# Polarized Sunglasses - Honest Review



## loomis82 (Nov 4, 2014)

They make plastic 580p and I think 480p. I bought a pair of 580p a couple years ago and scratched the crop out of them


----------



## salmon_slayer06 (Mar 19, 2006)

plastic worn for construction eye safety etc.


----------



## Vicious Fishous (Sep 12, 2006)

I’ve had 5 pairs of Smith. 2 of the photochromatc glass lenses look as good as new. The plastic chromapop lenses scratch like all the plastic lenses do. It’s all about cost per use. I wear mine everywhere almost everyday, plastic doesn’t last for my lifestyle.


----------



## Gordon Casey (Jun 13, 2017)

ESOX said:


> I have Mauis. I have Costas. I have damn near every lens out there. I have worked and played outdoors my whole life.
> 
> The review sections about which fits better on your face are meaningless to anyone who doesn't have your face.
> 
> ...


Esox
Can the lenses you talk about be ground to prescription strength? If so where can you buy them.


----------



## ESOX (Nov 20, 2000)

Gordon Casey said:


> Esox
> Can the lenses you talk about be ground to prescription strength? If so where can you buy them.
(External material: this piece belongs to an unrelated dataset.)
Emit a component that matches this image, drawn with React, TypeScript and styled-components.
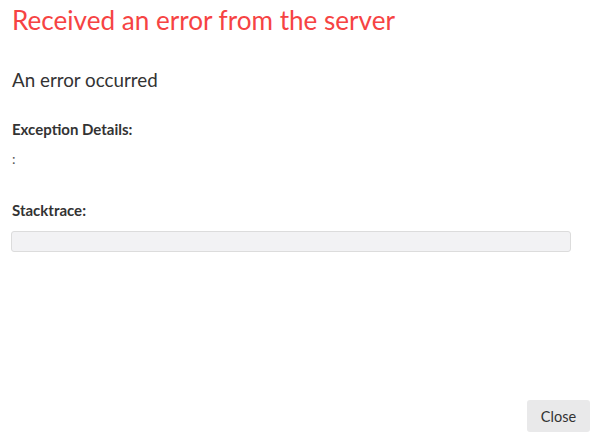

The Drivewear? Yes , mine are prescription through SVS Optical.. I had to push to get one dispenser at the Fraser store to understand that since they carry the other Transitions lines, they should be able to get those. Finally a lady with common sense said " yes we can get them" . Unlike many lenses, the Drivewear react as well behind a windshield as they do outside. Any optician that sells Transitions can get the Drivewear lens.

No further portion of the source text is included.